Dans le monde dit arabe, le malheur nous vient du ciel des religieux, de la terre des dictatures et des paranoïas de nos élites
Les dictatures ? Des monarchies et des récits épiques d’indépendance à rejouer, mais en mode fantasme. Le passé est tragiquement le but de nos révolutions. La Restauration, ce vieux mythe, est notre malheur, le foyer de nos vanités. Être un « Arabe », c’est avoir été. Ou mourir pour aller au paradis. Ou s’exiler pour mieux le rejouer.

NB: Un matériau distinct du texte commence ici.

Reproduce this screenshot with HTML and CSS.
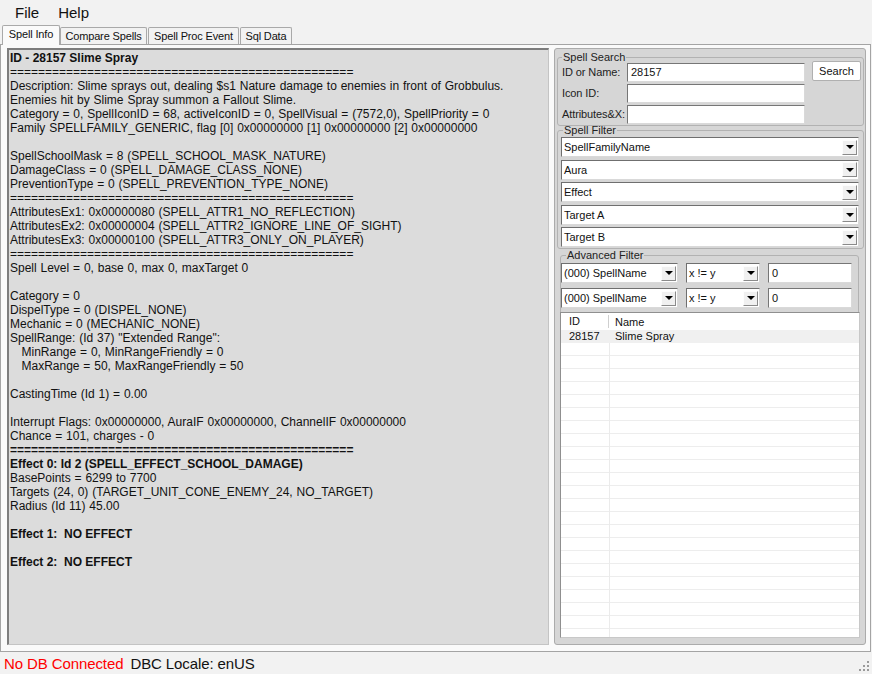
FILE: index.html
```html
<!DOCTYPE html>
<html>
<head>
<meta charset="utf-8">
<title>Spell Work</title>
<link rel="stylesheet" href="styles.css">
</head>
<body>
<div class="menubar"><span>File</span><span>Help</span></div>
<div class="tabs">
  <div class="tab active t1">Spell Info</div>
  <div class="tab t2">Compare Spells</div>
  <div class="tab t3">Spell Proc Event</div>
  <div class="tab t4">Sql Data</div>
</div>
<div class="page">
<pre class="info"><b>ID - 28157 Slime Spray</b>
=================================================
Description: Slime sprays out, dealing $s1 Nature damage to enemies in front of Grobbulus.
Enemies hit by Slime Spray summon a Fallout Slime.
Category = 0, SpellIconID = 68, activeIconID = 0, SpellVisual = (7572,0), SpellPriority = 0
Family SPELLFAMILY_GENERIC, flag [0] 0x00000000 [1] 0x00000000 [2] 0x00000000

SpellSchoolMask = 8 (SPELL_SCHOOL_MASK_NATURE)
DamageClass = 0 (SPELL_DAMAGE_CLASS_NONE)
PreventionType = 0 (SPELL_PREVENTION_TYPE_NONE)
=================================================
AttributesEx1: 0x00000080 (SPELL_ATTR1_NO_REFLECTION)
AttributesEx2: 0x00000004 (SPELL_ATTR2_IGNORE_LINE_OF_SIGHT)
AttributesEx3: 0x00000100 (SPELL_ATTR3_ONLY_ON_PLAYER)
=================================================
Spell Level = 0, base 0, max 0, maxTarget 0

Category = 0
DispelType = 0 (DISPEL_NONE)
Mechanic = 0 (MECHANIC_NONE)
SpellRange: (Id 37) "Extended Range":
   MinRange = 0, MinRangeFriendly = 0
   MaxRange = 50, MaxRangeFriendly = 50

CastingTime (Id 1) = 0.00

Interrupt Flags: 0x00000000, AuraIF 0x00000000, ChannelIF 0x00000000
Chance = 101, charges - 0
<b>=================================================</b>
<b>Effect 0: Id 2 (SPELL_EFFECT_SCHOOL_DAMAGE)</b>
BasePoints = 6299 to 7700
Targets (24, 0) (TARGET_UNIT_CONE_ENEMY_24, NO_TARGET)
Radius (Id 11) 45.00

<b>Effect 1:  NO EFFECT</b>

<b>Effect 2:  NO EFFECT</b>
</pre>
  <div class="panel">
    <fieldset class="grp search">
      <legend>Spell Search</legend>
      <div class="search-grid">
        <span class="lbl">ID or Name:</span>
        <div class="input">28157</div>
        <div class="btn">Search</div>
        <span class="lbl">Icon ID:</span>
        <div class="input"></div>
        <span></span>
        <span class="lbl">Attributes&amp;X:</span>
        <div class="input"></div>
      </div>
    </fieldset>
    <fieldset class="grp filter">
      <legend>Spell Filter</legend>
      <div class="combo"><span class="val">SpellFamilyName</span><span class="drop"></span></div>
      <div class="combo"><span class="val">Aura</span><span class="drop"></span></div>
      <div class="combo"><span class="val">Effect</span><span class="drop"></span></div>
      <div class="combo"><span class="val">Target A</span><span class="drop"></span></div>
      <div class="combo"><span class="val">Target B</span><span class="drop"></span></div>
    </fieldset>
    <fieldset class="grp adv">
      <legend>Advanced Filter</legend>
      <div class="adv-grid">
        <div class="combo"><span class="val">(000) SpellName</span><span class="drop"></span></div>
        <div class="combo"><span class="val">x != y</span><span class="drop"></span></div>
        <div class="input">0</div>
        <div class="combo"><span class="val">(000) SpellName</span><span class="drop"></span></div>
        <div class="combo"><span class="val">x != y</span><span class="drop"></span></div>
        <div class="input">0</div>
      </div>
    </fieldset>
    <div class="list">
      <div class="list-head"><span class="c1">ID</span><span class="c2">Name</span></div>
      <div class="rows">
        <div class="row"><span class="c1">28157</span><span class="c2">Slime Spray</span></div>
      </div>
    </div>
  </div>
</div>
<div class="status">
  <span class="err">No DB Connected</span>
  <span>DBC Locale: enUS</span>
  <svg class="grip" width="12" height="12" viewBox="0 0 12 12">
    <rect x="9" y="1" width="2" height="2" fill="#9a9a9a"/>
    <rect x="5" y="5" width="2" height="2" fill="#9a9a9a"/>
    <rect x="9" y="5" width="2" height="2" fill="#9a9a9a"/>
    <rect x="1" y="9" width="2" height="2" fill="#9a9a9a"/>
    <rect x="5" y="9" width="2" height="2" fill="#9a9a9a"/>
    <rect x="9" y="9" width="2" height="2" fill="#9a9a9a"/>
  </svg>
</div>
</body>
</html>
```
FILE: styles.css
```css
* { box-sizing: border-box; }
html, body { margin: 0; padding: 0; }
body {
  width: 872px;
  height: 674px;
  overflow: hidden;
  background: #f2f2f2;
  font-family: "Liberation Sans", Arial, sans-serif;
  color: #000;
  display: flex;
  flex-direction: column;
}
.menubar {
  height: 24px;
  display: flex;
  align-items: center;
  gap: 19px;
  padding-left: 15px;
  font-size: 15px;
  color: #111;
}
.tabs {
  height: 20px;
  display: flex;
  align-items: flex-end;
  padding-left: 2px;
}
.tab {
  height: 17px;
  border: 1px solid #a9a9a9;
  border-bottom: none;
  border-radius: 2px 2px 0 0;
  background: #f2f2f2;
  font-size: 11px;
  line-height: 16px;
  color: #111;
  text-align: center;
  white-space: nowrap;
  letter-spacing: -0.15px;
}
.tab.active {
  position: relative;
  height: 20px;
  margin-bottom: -1px;
  background: #fafafa;
  line-height: 17px;
}
.t1 { width: 58px; }
.t2 { width: 87px; }
.t3 { width: 91px; margin-left: 1px; }
.t4 { width: 52px; margin-left: 1px; }
.page {
  width: 871px;
  height: 608px;
  border: 1px solid #a4a4a4;
  background: #fafafa;
  padding: 3px 4px 6px 6px;
  display: flex;
  gap: 5px;
}
.info {
  width: 542px;
  margin: 0;
  background: #dcdcdc;
  border-style: solid;
  border-width: 2px 1px 1px 2px;
  border-color: #7d7d7d #c4c4c4 #c4c4c4 #7d7d7d;
  padding: 1px 1px;
  font-family: "Liberation Sans", Arial, sans-serif;
  font-size: 12px;
  line-height: 14px;
  word-spacing: 0.5px;
  color: #111;
  white-space: pre;
  overflow: hidden;
}
.info b { font-weight: bold; word-spacing: 0; }
.panel {
  width: 312px;
  background: #d6d6d6;
  border: 1px solid #ababab;
  border-radius: 3px;
  padding: 2px 1px 0 2px;
  display: flex;
  flex-direction: column;
}
.grp {
  margin: 0;
  min-width: 0;
  border: 1px solid #b2b2b2;
  border-radius: 3px;
}
.grp legend {
  font-size: 11px;
  line-height: 12px;
  padding: 0 1px;
  margin-left: 0;
  color: #222;
}
.search { padding: 0 2px 1px 4px; }
.search-grid {
  display: grid;
  grid-template-columns: 65px 178px 56px;
  grid-auto-rows: 19px;
  row-gap: 2px;
}
.lbl {
  font-size: 11px;
  line-height: 19px;
  color: #222;
  white-space: nowrap;
  letter-spacing: -0.1px;
}
.input {
  background: #fff;
  border-style: solid;
  border-width: 1px;
  border-color: #767676 #d9d9d9 #d9d9d9 #767676;
  font-size: 11px;
  line-height: 17px;
  padding-left: 3px;
  color: #111;
}
.btn {
  justify-self: end;
  align-self: start;
  width: 49px;
  height: 20px;
  margin-top: -2px;
  background: #fff;
  border: 1px solid #b0b0b0;
  border-radius: 2px;
  font-size: 11px;
  line-height: 18px;
  text-align: center;
  color: #111;
}
.filter {
  margin-top: -2px;
  padding: 1px 4px 1px 3px;
  display: flex;
  flex-direction: column;
  gap: 2.5px;
}
.filter legend { margin-left: 2px; }
.combo {
  height: 20px;
  display: flex;
  align-items: center;
  background: #fff;
  border-style: solid;
  border-width: 1px;
  border-color: #6f6f6f #d9d9d9 #d9d9d9 #6f6f6f;
}
.combo .val {
  flex: 1;
  min-width: 0;
  padding-left: 2px;
  font-size: 11px;
  color: #111;
  white-space: nowrap;
  overflow: hidden;
}
.drop {
  width: 15px;
  height: 15px;
  margin-right: 1px;
  background: #f0f0f0;
  border-style: solid;
  border-width: 1px;
  border-color: #fdfdfd #8a8a8a #8a8a8a #fdfdfd;
  display: flex;
  align-items: center;
  justify-content: center;
}
.drop::after {
  content: "";
  width: 0;
  height: 0;
  border-left: 4px solid transparent;
  border-right: 4px solid transparent;
  border-top: 4px solid #000;
}
.adv {
  margin: 0 5px 0 3px;
  padding: 2px 0 12px 0;
}
.adv legend { margin-left: 5px; }
.adv-grid {
  display: grid;
  grid-template-columns: 117px 74px 84px;
  column-gap: 8px;
  row-gap: 5px;
  grid-auto-rows: 20px;
}
.adv-grid .input { line-height: 18px; }
.list {
  width: 300px;
  height: 326px;
  margin: -9px 0 0 3px;
  background: #fff;
  border-style: solid;
  border-width: 1px;
  border-color: #8f8f8f #c8c8c8 #c8c8c8 #8f8f8f;
  display: flex;
  flex-direction: column;
}
.list-head {
  height: 17px;
  display: flex;
  align-items: center;
  font-size: 11px;
  color: #111;
}
.list-head .c1 {
  width: 48px;
  padding-left: 8px;
  border-right: 1px solid #cfcfcf;
  line-height: 13px;
}
.list-head .c2 { padding-left: 6px; }
.rows {
  flex: 1;
  background:
    linear-gradient(to right, transparent 0 48px, #ebebeb 48px 49px, transparent 49px),
    repeating-linear-gradient(to bottom, transparent 0 12px, #ededed 12px 13px);
}
.row {
  height: 13px;
  display: flex;
  background: #f0f0f0;
  font-size: 11px;
  line-height: 13px;
  color: #111;
}
.row .c1 { width: 48px; padding-left: 8px; }
.row .c2 { padding-left: 6px; }
.status {
  height: 22px;
  display: flex;
  align-items: center;
  gap: 7px;
  padding-left: 4px;
  font-size: 15px;
  letter-spacing: -0.1px;
  color: #111;
}
.status .err { color: #ff0000; }
.grip {
  margin-left: auto;
  align-self: flex-end;
  margin-right: 2px;
  margin-bottom: 2px;
}
```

Et tant que nous répétons que c’est la faute de la démocratie car trop occidentale, que nos malheurs sont la faute des « autres », que le complot mondial explique mieux nos échecs, qu’il vaut mieux libérer la Palestine que son propre esprit et son propre pays, que l’islam nous dispense de nos responsabilités, et que la laïcité est une trahison, nous serons encore dans l’échec.
Dans le monde dit arabe, le malheur nous vient du ciel des religieux, de la terre des dictatures et des paranoïas de nos élites. Entre 2011 et aujourd’hui, nous avons eu du temps pour le comprendre. Et c’est une petite lueur d’espoir si fragile.